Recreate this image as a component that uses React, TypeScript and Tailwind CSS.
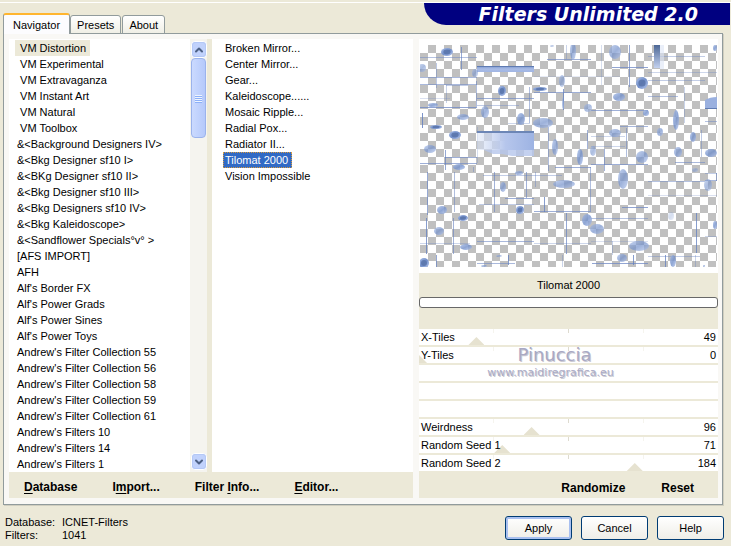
import { useState } from "react";
import { ChevronDown, ChevronUp } from "lucide-react";
import clsx from "clsx";

const CATEGORIES = [
  " VM Distortion",
  " VM Experimental",
  " VM Extravaganza",
  " VM Instant Art",
  " VM Natural",
  " VM Toolbox",
  "&<Background Designers IV>",
  "&<Bkg Designer sf10 I>",
  "&<BKg Designer sf10 II>",
  "&<Bkg Designer sf10 III>",
  "&<Bkg Designers sf10 IV>",
  "&<Bkg Kaleidoscope>",
  "&<Sandflower Specials°v° >",
  "[AFS IMPORT]",
  "AFH",
  "Alf's Border FX",
  "Alf's Power Grads",
  "Alf's Power Sines",
  "Alf's Power Toys",
  "Andrew's Filter Collection 55",
  "Andrew's Filter Collection 56",
  "Andrew's Filter Collection 58",
  "Andrew's Filter Collection 59",
  "Andrew's Filter Collection 61",
  "Andrew's Filters 10",
  "Andrew's Filters 14",
  "Andrew's Filters 1",
];

const FILTERS = [
  "Broken Mirror...",
  "Center Mirror...",
  "Gear...",
  "Kaleidoscope......",
  "Mosaic Ripple...",
  "Radial Pox...",
  "Radiator II...",
  "Tilomat 2000",
  "Vision Impossible",
];

const PARAMS = [
  { name: "X-Tiles", value: 49 },
  { name: "Y-Tiles", value: 0 },
  null,
  null,
  null,
  { name: "Weirdness", value: 96 },
  { name: "Random Seed 1", value: 71 },
  { name: "Random Seed 2", value: 184 },
];

// cx, cy, rx, ry, opacity
const BLOBS = [
  [27, 7, 6, 4, 1], [2, 23, 4, 4, 0.6], [55, 28, 3, 4, 0.6], [82, 46, 4, 5, 1],
  [13, 60, 5, 2, 0.8], [43, 72, 6, 3, 0.7], [16, 82, 6, 2, 1], [35, 90, 6, 4, 1],
  [10, 104, 6, 4, 0.7], [65, 67, 4, 6, 0.7], [101, 74, 4, 6, 0.8], [120, 44, 7, 2, 1],
  [123, 78, 10, 5, 0.7], [153, 6, 3, 9, 0.7], [142, 36, 3, 6, 0.6], [143, 58, 1, 6, 0.6],
  [195, 7, 6, 7, 0.7], [222, 38, 6, 6, 1], [199, 52, 6, 4, 0.8], [168, 63, 4, 4, 0.6],
  [226, 68, 3, 3, 0.8], [256, 75, 3, 10, 0.8], [195, 88, 6, 4, 0.7], [240, 87, 3, 4, 0.7],
  [273, 92, 3, 5, 0.8], [135, 102, 3, 8, 0.7], [295, 3, 2, 3, 0.8], [173, 106, 3, 5, 0.6],
  [39, 122, 6, 3, 0.8], [160, 112, 3, 8, 0.8], [222, 112, 6, 6, 0.7], [258, 107, 4, 5, 0.7],
  [291, 108, 6, 4, 0.8], [99, 128, 4, 2, 0.7], [83, 142, 3, 5, 0.7], [144, 139, 11, 4, 0.7],
  [203, 134, 5, 10, 0.7], [288, 140, 4, 6, 0.6], [275, 125, 3, 2, 0.5], [22, 165, 5, 4, 0.8],
  [100, 165, 4, 4, 1], [43, 173, 5, 3, 1], [19, 186, 5, 4, 0.7], [46, 202, 6, 3, 0.8],
  [4, 218, 5, 5, 1], [167, 175, 5, 6, 0.8], [177, 184, 7, 5, 0.7], [219, 201, 10, 5, 0.7],
  [202, 213, 5, 4, 0.7], [253, 216, 3, 6, 0.8], [295, 180, 2, 4, 0.8], [251, 171, 3, 4, 0.3],
  [79, 211, 3, 1, 0.6], [64, 221, 3, 1, 0.7], [284, 221, 1, 1, 0.7], [132, 1, 2, 1, 0.5],
];

// y, x1, x2, opacity
const H_LINES = [
  [12, 0, 57, 0.6], [32, 0, 57, 0.7], [39, 0, 57, 0.7], [40, 26, 48, 0.5], [62, 0, 57, 0.9],
  [53, 0, 30, 0.3], [53, 57, 114, 0.8], [60, 57, 99, 0.5], [78, 88, 110, 0.4],
  [14, 127, 171, 0.8], [47, 114, 171, 0.8], [22, 192, 228, 0.9], [31, 114, 200, 0.2],
  [11, 228, 285, 0.5], [27, 228, 297, 0.4], [35, 228, 285, 0.5], [51, 228, 258, 0.6],
  [65, 171, 228, 0.8], [81, 200, 228, 0.7], [91, 171, 205, 0.4], [76, 285, 297, 0.6],
  [112, 25, 57, 0.8], [118, 0, 57, 0.8], [101, 171, 205, 0.4], [122, 135, 171, 0.8],
  [119, 171, 228, 0.8], [117, 255, 285, 0.7], [130, 63, 142, 0.5], [136, 228, 285, 0.6],
  [150, 228, 297, 0.3], [128, 285, 297, 0.5], [153, 85, 114, 0.8], [159, 59, 114, 0.5],
  [166, 114, 171, 0.8], [162, 202, 228, 0.9], [173, 171, 228, 0.6], [196, 57, 114, 0.7],
  [198, 114, 171, 0.4], [198, 0, 50, 0.4], [196, 171, 228, 0.3], [211, 228, 280, 0.5],
  [218, 57, 95, 0.7], [218, 172, 228, 0.9], [191, 285, 297, 0.4], [135, 285, 297, 0.7],
];

// x, y1, y2, opacity
const V_LINES = [
  [41, 2, 25, 0.8], [16, 18, 43, 0.5], [26, 40, 58, 0.4], [56, 36, 62, 0.6], [2, 68, 83, 1],
  [109, 42, 78, 0.6], [143, 44, 65, 0.9], [209, 0, 42, 0.8], [181, 0, 40, 0.3], [146, 0, 14, 0.4],
  [264, 42, 78, 0.4], [128, 82, 126, 0.6], [167, 85, 104, 0.7], [206, 83, 112, 0.6],
  [184, 104, 126, 0.7], [281, 85, 112, 0.5], [25, 105, 125, 0.8], [57, 82, 118, 0.3],
  [7, 127, 170, 0.8], [6, 173, 209, 0.9], [34, 127, 167, 0.6], [33, 173, 209, 0.7],
  [74, 127, 167, 0.7], [106, 127, 153, 0.7], [115, 127, 142, 0.5], [170, 122, 166, 0.6],
  [124, 152, 167, 0.9], [146, 168, 209, 0.8], [276, 168, 208, 0.9], [16, 210, 222, 0.8],
  [88, 210, 220, 0.9], [213, 210, 220, 0.9], [245, 210, 222, 0.9], [275, 210, 222, 0.4],
  [192, 196, 210, 0.4], [142, 210, 222, 0.4], [53, 122, 127, 0.5], [296, 128, 136, 0.6],
];

function Preview() {
  return (
    <svg viewBox="0 0 297 222" className="block w-full" role="img" aria-label="Filter preview">
      <defs>
        <pattern id="checker" width="16" height="16" patternUnits="userSpaceOnUse">
          <path d="M0 0h16v16H0z" fill="#fff" />
          <path d="M8 0h8v8H8zM0 8h8v8H0z" fill="#c0c0c0" />
        </pattern>
        <linearGradient id="blob" x1="0" y1="0" x2="1" y2="1">
          <stop offset="0" stopColor="#a9bee8" />
          <stop offset="0.5" stopColor="#728fc9" />
          <stop offset="1" stopColor="#b4c6ee" />
        </linearGradient>
        <linearGradient id="bar" x1="0" y1="0" x2="0" y2="1">
          <stop offset="0" stopColor="#7b97cd" />
          <stop offset="0.5" stopColor="#a9bce6" />
          <stop offset="1" stopColor="#a0b5e3" />
        </linearGradient>
        <linearGradient id="block" x1="0" y1="0" x2="1" y2="0">
          <stop offset="0" stopColor="#dbe4f6" stopOpacity="0.5" />
          <stop offset="0.5" stopColor="#b6c6ec" />
          <stop offset="1" stopColor="#9db3e3" />
        </linearGradient>
        <linearGradient id="column" x1="0" y1="0" x2="0" y2="1">
          <stop offset="0" stopColor="#4c6795" />
          <stop offset="1" stopColor="#c3d1ef" />
        </linearGradient>
        <filter id="soft" x="-30%" y="-30%" width="160%" height="160%">
          <feGaussianBlur stdDeviation="0.6" />
        </filter>
      </defs>
      <rect width="297" height="222" fill="url(#checker)" />
      {H_LINES.map(([y, x1, x2, o], i) => (
        <rect key={i} x={x1} y={y} width={x2 - x1} height="1" fill="#7089c4" opacity={o * 0.85} />
      ))}
      {V_LINES.map(([x, y1, y2, o], i) => (
        <rect key={i} x={x} y={y1} width="1" height={y2 - y1} fill="#6480bf" opacity={o * 0.85} />
      ))}
      <rect x="57" y="21" width="57" height="6" fill="url(#bar)" />
      <rect x="57" y="21" width="57" height="1" fill="#5f7bb2" />
      <rect x="57" y="87" width="57" height="18" fill="url(#block)" />
      <path d="M64 105h50v6H92l-10-2h-9z" fill="#b5c5eb" opacity="0.8" />
      <rect x="57" y="86" width="57" height="2" fill="#6c86b6" />
      <rect x="234" y="0" width="6" height="23" fill="url(#column)" />
      <rect x="240" y="0" width="4" height="24" fill="#dce4f5" opacity="0.6" />
      <path d="M285 55q5-3 12-3v11h-12z" fill="#9ab0df" />
      <path d="M285 63h12v1h-12z" fill="#5f7bb2" />
      <g filter="url(#soft)">
        {BLOBS.map(([cx, cy, rx, ry, o], i) => (
          <g key={i} opacity={o}>
            <ellipse cx={cx} cy={cy} rx={rx} ry={ry} fill="url(#blob)" />
            {o === 1 && (
              <ellipse cx={cx} cy={cy} rx={rx * 0.6} ry={ry * 0.6} fill="#5672a8" opacity="0.8" />
            )}
          </g>
        ))}
      </g>
    </svg>
  );
}

function ScrollBar() {
  const arrow =
    "flex h-[17px] w-4 items-center justify-center rounded-sm border border-white bg-[#c1d2fc] text-[#4d6185] outline outline-[#b4c8f6] -outline-offset-2";
  return (
    <div className="flex w-[17px] flex-col items-center bg-[#f5f4ef] py-0.5">
      <button type="button" aria-label="Scroll up" className={arrow}>
        <ChevronUp size={12} strokeWidth={4} />
      </button>
      <div className="flex h-20 w-[15px] flex-col items-center justify-center gap-px rounded-sm border border-[#9bb3ec] bg-linear-to-r from-[#cbdafe] to-[#b5c9fb]">
        {[0, 1, 2, 3].map((n) => (
          <span key={n} className="h-px w-[7px] bg-[#eef4fe] shadow-[0_1px_0_#8cb0f8]" />
        ))}
      </div>
      <div className="flex-1" />
      <button type="button" aria-label="Scroll down" className={arrow}>
        <ChevronDown size={12} strokeWidth={4} />
      </button>
    </div>
  );
}

function ParamRow({ param }: { param: { name: string; value: number } | null }) {
  const [value, setValue] = useState(param ? param.value : 0);
  if (!param) return <div className="h-4 bg-white" />;
  return (
    <label className="relative flex h-4 items-center justify-between overflow-hidden bg-white px-0.5">
      <span className="absolute inset-x-0 top-0 flex justify-evenly">
        <span className="h-1 w-px bg-[#f5f4ee]" />
        <span className="h-1 w-px bg-[#dedbd0]" />
        <span className="h-1 w-px bg-[#f5f4ee]" />
      </span>
      <input
        type="range"
        min={0}
        max={255}
        value={value}
        onChange={(e) => setValue(Number(e.target.value))}
        className="absolute -inset-x-2 bottom-0 h-2 appearance-none bg-transparent outline-none [&::-webkit-slider-thumb]:h-2 [&::-webkit-slider-thumb]:w-4 [&::-webkit-slider-thumb]:appearance-none [&::-webkit-slider-thumb]:bg-[#e6e2d0] [&::-webkit-slider-thumb]:[clip-path:polygon(50%_0,100%_100%,0_100%)]"
      />
      <span className="relative">{param.name}</span>
      <span className="relative">{value}</span>
    </label>
  );
}

// label with one underlined accelerator letter
function BarButton({ label, hot }: { label: string; hot?: number }) {
  return (
    <button type="button" className="text-xs font-bold">
      {hot === undefined ? (
        label
      ) : (
        <>
          {label.slice(0, hot)}
          <span className="underline underline-offset-2">{label[hot]}</span>
          {label.slice(hot + 1)}
        </>
      )}
    </button>
  );
}

function DialogButton({ label, primary }: { label: string; primary?: boolean }) {
  return (
    <button
      type="button"
      className={clsx(
        "h-6 w-[67px] rounded-[3px] border border-[#003c74] bg-linear-to-b from-white to-[#efeee8]",
        primary && "shadow-[inset_0_0_0_2px_#a9c0f0]"
      )}
    >
      {label}
    </button>
  );
}

export default function App() {
  const [tab, setTab] = useState("Navigator");
  const [category, setCategory] = useState(CATEGORIES[0]);
  const [filter, setFilter] = useState("Tilomat 2000");

  return (
    <div className="min-h-screen bg-[#ece9d8] font-['Liberation_Sans',Arial,sans-serif] text-[11px] leading-4 text-black">
      <div className="h-[3px] border-b border-white" />
      <header className="flex h-[30px] items-end justify-between pl-[3px]">
        <div role="tablist" className="relative -mb-px flex items-end">
          {["Navigator", "Presets", "About"].map((t) => (
            <button
              key={t}
              type="button"
              role="tab"
              aria-selected={tab === t}
              onClick={() => setTab(t)}
              className={clsx(
                "rounded-t-[3px] border border-[#919b9c] leading-4",
                tab === t
                  ? "h-[21px] border-t-2 border-b-0 border-t-[#ffb52e] bg-[#fcfcfe] px-[9px]"
                  : "mr-px h-[19px] bg-linear-to-b from-white to-[#f0efe6] px-1.5"
              )}
            >
              {t}
            </button>
          ))}
        </div>
        <h1 className="mr-px h-[22px] w-[42%] self-start rounded-bl-[24px] bg-[#000080] pr-8 text-right font-['DejaVu_Sans',sans-serif] text-[19px] leading-[22px] font-bold whitespace-nowrap text-white italic">
          Filters Unlimited 2.0
        </h1>
      </header>

      <main className="mr-2 ml-[3px] flex gap-1.5 border border-[#919b9c] bg-[#f9f8f5] pt-[5px] pr-1 pb-1.5 pl-[5px] shadow-[1px_1px_0_#d0cebf]">
        <section className="flex min-w-0 flex-[404_1_0%] flex-col">
          <div className="flex">
            <ul className="min-w-0 flex-[175_1_0%] bg-white pt-px pl-1.5">
              {CATEGORIES.map((c) => (
                <li key={c} className="h-4">
                  <button
                    type="button"
                    onClick={() => setCategory(c)}
                    className={clsx(
                      "h-4 pr-1 pl-0.5 whitespace-pre",
                      category === c && "bg-[#ece9d8]"
                    )}
                  >
                    {c}
                  </button>
                </li>
              ))}
            </ul>
            <ScrollBar />
            <ul className="min-w-0 flex-[190_1_0%] border-l-[5px] border-[#ece9d8] bg-white pt-px pl-[11px]">
              {FILTERS.map((f) => (
                <li key={f} className="h-4">
                  <button
                    type="button"
                    onClick={() => setFilter(f)}
                    className={clsx(
                      "h-4 pr-1 pl-0.5",
                      filter === f &&
                        "bg-[#316ac5] text-white outline-1 -outline-offset-1 outline-dotted outline-[#d99a3c]"
                    )}
                  >
                    {f}
                  </button>
                </li>
              ))}
            </ul>
          </div>
          <div className="flex h-[26px] items-center gap-[35px] bg-[#ece9d8] pt-1 pl-[15px]">
            <BarButton label="Database" hot={0} />
            <BarButton label="Import..." hot={1} />
            <BarButton label="Filter Info..." hot={7} />
            <BarButton label="Editor..." hot={0} />
          </div>
        </section>

        <section className="flex min-w-0 flex-[299_1_0%] flex-col">
          <div className="bg-white px-px pt-1.5 pb-1.5">
            <Preview />
          </div>
          <div className="bg-[#ece9d8] pt-1 pb-[21px] text-center">
            {filter}
            <div
              role="progressbar"
              aria-label="Rendering progress"
              aria-valuenow={0}
              className="mt-1 h-[11px] rounded-[3px] border border-[#686868] bg-white"
            />
          </div>
          <div className="relative flex flex-col gap-0.5 bg-[#ece9d8]">
            {PARAMS.map((p, i) => (
              <ParamRow key={i} param={p} />
            ))}
            <div className="pointer-events-none absolute inset-x-0 top-4 pr-9 text-center font-['Comic_Sans_MS','DejaVu_Sans',sans-serif] text-[#a9a9c4] [text-shadow:1px_1px_0_#77778c66]">
              <p className="pl-2 text-lg leading-5">Pinuccia</p>
              <p>www.maidiregrafica.eu</p>
            </div>
          </div>
          <div className="flex flex-1 items-center justify-end gap-9 bg-[#ece9d8] pt-1.5 pr-6">
            <BarButton label="Randomize" />
            <BarButton label="Reset" />
          </div>
        </section>
      </main>

      <footer className="flex items-start justify-between pt-[11px] pr-[7px] pl-[5px]">
        <dl className="grid grid-cols-[57px_auto] leading-[13px]">
          <dt>Database:</dt>
          <dd>ICNET-Filters</dd>
          <dt>Filters:</dt>
          <dd>1041</dd>
        </dl>
        <div className="flex gap-[9px]">
          <DialogButton label="Apply" primary />
          <DialogButton label="Cancel" />
          <DialogButton label="Help" />
        </div>
      </footer>
    </div>
  );
}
--------------------------------
### [What the task requires]
Pictures stay out. Print the data exactly, from its first line through the line containing "import clsx from".

### [Output of the exercise]
Recreate this image as a component that uses React, TypeScript and Tailwind CSS.
import { useState } from "react";
import { ChevronDown, ChevronUp } from "lucide-react";
import clsx from "clsx";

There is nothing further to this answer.